### What to produce:
Leave out the pictures, and retype only the lines from the beginning of the material through the line that contains "0.75, 0.85, 0.95]", including both.

* Start Dataset content *

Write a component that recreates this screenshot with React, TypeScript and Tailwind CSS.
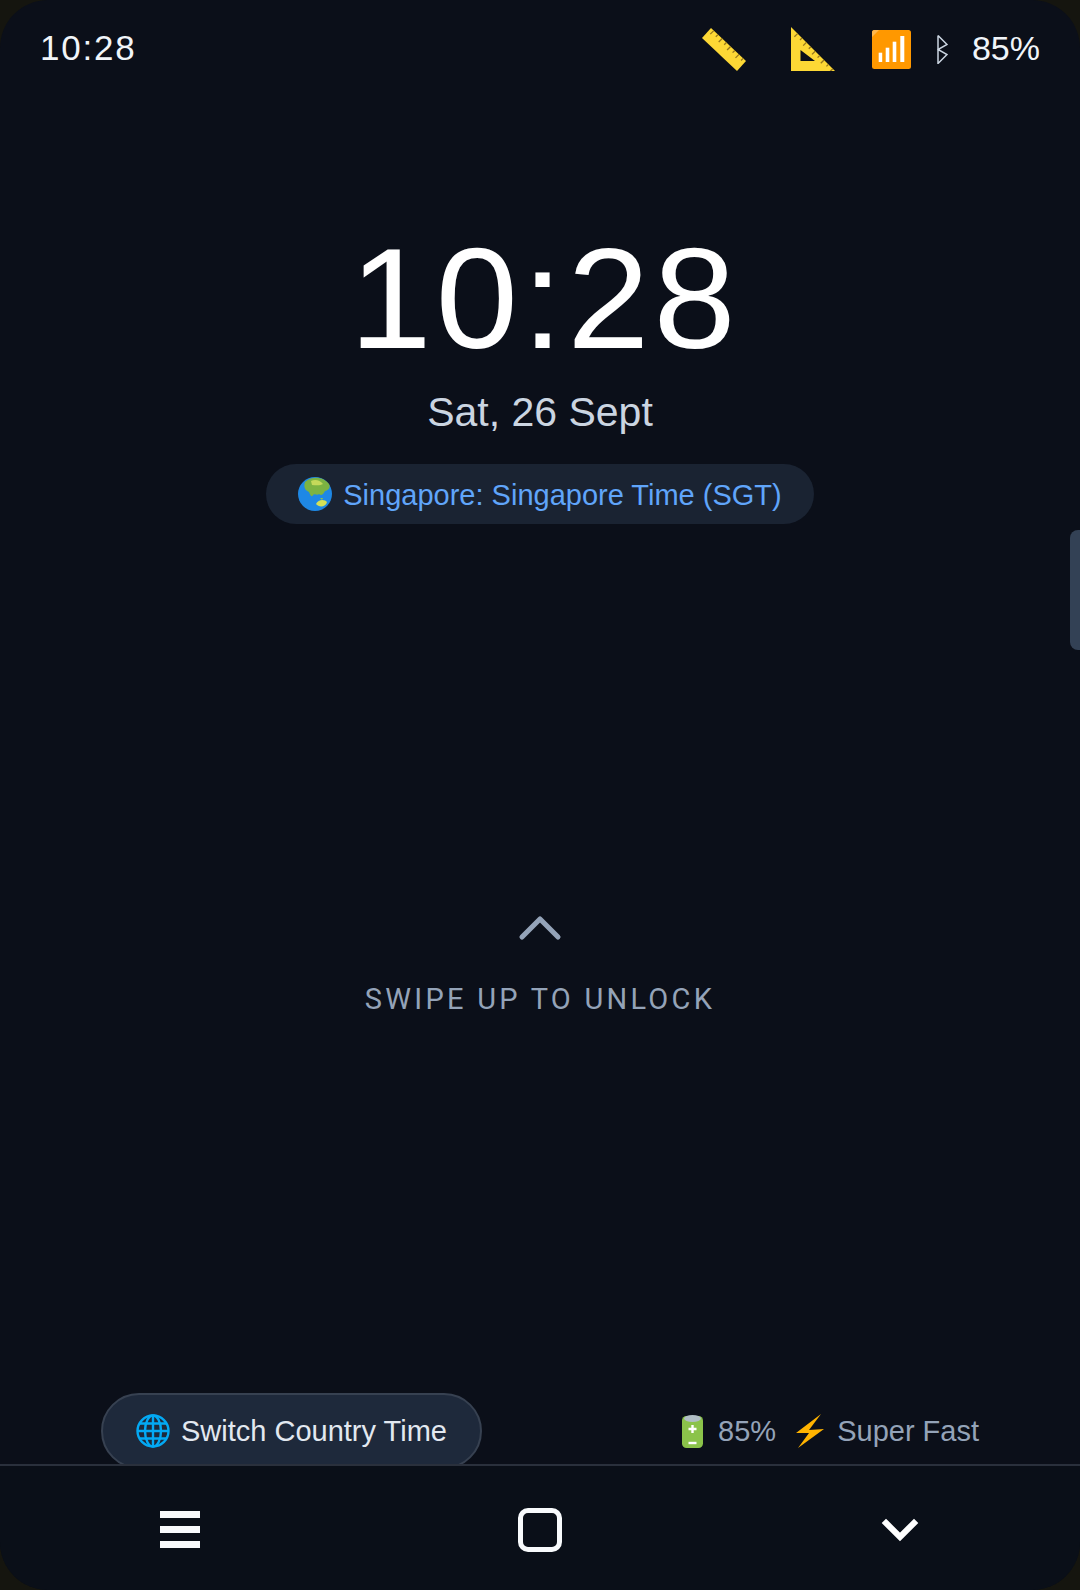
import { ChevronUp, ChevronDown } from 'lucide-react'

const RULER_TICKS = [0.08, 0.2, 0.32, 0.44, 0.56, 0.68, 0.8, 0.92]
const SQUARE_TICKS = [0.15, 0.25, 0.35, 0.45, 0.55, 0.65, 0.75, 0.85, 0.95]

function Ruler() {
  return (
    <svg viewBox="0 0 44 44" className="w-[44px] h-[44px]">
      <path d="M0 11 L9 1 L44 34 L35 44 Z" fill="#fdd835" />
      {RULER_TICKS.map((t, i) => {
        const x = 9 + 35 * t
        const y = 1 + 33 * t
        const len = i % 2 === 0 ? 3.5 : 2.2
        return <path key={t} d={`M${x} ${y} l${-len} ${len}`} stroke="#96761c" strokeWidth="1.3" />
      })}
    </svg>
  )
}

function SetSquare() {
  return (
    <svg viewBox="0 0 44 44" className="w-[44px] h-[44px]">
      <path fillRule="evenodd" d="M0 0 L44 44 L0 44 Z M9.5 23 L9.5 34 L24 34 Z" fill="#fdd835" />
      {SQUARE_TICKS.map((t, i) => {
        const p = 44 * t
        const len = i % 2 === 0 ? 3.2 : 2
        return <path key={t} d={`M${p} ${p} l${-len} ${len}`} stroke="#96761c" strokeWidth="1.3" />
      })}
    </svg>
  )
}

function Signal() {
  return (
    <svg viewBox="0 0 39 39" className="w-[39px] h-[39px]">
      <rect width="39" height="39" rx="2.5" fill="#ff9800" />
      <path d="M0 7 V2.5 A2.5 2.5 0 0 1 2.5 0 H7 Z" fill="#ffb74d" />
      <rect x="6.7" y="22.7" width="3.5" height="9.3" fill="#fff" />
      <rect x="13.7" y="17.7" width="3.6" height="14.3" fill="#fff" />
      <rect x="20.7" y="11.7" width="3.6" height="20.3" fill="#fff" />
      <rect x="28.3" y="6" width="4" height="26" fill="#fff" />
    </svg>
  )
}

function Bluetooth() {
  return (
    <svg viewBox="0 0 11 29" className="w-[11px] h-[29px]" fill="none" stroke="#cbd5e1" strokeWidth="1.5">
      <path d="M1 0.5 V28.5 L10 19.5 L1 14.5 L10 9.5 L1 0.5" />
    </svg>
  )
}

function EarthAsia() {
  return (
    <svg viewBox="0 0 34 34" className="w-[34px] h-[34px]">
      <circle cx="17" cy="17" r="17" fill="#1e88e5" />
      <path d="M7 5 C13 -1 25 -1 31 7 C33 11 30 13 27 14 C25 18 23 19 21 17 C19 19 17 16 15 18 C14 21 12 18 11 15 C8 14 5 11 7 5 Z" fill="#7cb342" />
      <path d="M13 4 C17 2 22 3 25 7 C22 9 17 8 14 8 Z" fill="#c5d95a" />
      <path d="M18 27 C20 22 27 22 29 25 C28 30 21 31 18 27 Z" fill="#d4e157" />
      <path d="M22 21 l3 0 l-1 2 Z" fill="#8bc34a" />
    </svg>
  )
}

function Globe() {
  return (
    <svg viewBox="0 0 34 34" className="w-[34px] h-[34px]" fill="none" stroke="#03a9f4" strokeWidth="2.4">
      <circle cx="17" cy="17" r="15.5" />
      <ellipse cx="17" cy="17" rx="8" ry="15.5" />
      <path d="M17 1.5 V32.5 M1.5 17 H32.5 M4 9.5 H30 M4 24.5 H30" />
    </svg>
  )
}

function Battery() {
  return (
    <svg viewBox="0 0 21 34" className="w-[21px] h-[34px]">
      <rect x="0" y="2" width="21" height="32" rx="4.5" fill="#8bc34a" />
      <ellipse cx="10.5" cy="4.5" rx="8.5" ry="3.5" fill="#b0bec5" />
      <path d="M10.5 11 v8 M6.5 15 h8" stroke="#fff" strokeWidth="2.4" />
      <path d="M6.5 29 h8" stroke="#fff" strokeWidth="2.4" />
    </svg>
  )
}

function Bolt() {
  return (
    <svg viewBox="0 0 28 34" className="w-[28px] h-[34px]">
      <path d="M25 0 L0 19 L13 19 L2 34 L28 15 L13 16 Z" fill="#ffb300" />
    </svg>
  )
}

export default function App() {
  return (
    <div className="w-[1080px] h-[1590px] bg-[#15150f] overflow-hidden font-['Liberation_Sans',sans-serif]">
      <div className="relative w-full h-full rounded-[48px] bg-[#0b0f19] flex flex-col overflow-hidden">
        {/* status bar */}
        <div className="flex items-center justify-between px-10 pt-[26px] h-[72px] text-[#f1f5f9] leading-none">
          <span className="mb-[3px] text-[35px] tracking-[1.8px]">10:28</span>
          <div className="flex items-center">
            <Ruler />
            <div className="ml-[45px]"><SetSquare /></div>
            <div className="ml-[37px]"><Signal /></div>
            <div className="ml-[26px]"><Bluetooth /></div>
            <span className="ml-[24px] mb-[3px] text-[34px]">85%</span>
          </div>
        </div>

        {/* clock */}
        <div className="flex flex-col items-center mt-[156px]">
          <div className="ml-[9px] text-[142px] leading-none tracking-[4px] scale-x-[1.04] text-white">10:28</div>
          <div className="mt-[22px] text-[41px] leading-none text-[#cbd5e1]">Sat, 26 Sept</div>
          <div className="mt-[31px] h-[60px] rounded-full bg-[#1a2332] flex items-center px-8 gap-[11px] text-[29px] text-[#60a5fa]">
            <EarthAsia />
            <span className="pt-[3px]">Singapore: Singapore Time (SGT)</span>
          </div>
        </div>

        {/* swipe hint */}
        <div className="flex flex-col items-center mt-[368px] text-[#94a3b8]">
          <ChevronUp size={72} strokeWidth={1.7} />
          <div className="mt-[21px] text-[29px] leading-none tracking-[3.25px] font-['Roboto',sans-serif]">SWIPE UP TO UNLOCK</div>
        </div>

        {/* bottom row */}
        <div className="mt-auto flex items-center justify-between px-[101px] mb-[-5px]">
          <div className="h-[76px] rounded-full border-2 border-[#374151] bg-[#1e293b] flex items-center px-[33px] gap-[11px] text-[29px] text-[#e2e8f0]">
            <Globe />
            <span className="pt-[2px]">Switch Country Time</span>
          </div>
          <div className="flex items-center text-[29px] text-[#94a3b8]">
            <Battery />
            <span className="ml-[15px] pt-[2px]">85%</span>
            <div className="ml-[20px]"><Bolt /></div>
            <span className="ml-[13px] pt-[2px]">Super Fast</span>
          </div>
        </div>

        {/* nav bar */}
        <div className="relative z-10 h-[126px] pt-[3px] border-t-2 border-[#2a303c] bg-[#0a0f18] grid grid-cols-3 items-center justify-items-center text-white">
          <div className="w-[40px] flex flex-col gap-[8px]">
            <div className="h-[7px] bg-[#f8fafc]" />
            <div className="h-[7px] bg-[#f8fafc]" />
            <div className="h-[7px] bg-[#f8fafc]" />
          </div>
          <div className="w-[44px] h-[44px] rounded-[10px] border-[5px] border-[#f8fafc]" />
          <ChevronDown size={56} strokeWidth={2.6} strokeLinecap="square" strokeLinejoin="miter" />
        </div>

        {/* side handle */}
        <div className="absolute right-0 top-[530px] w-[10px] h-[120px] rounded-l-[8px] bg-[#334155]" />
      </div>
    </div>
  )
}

* End Dataset content *

### Result:
Write a component that recreates this screenshot with React, TypeScript and Tailwind CSS.
import { ChevronUp, ChevronDown } from 'lucide-react'

const RULER_TICKS = [0.08, 0.2, 0.32, 0.44, 0.56, 0.68, 0.8, 0.92]
const SQUARE_TICKS = [0.15, 0.25, 0.35, 0.45, 0.55, 0.65, 0.75, 0.85, 0.95]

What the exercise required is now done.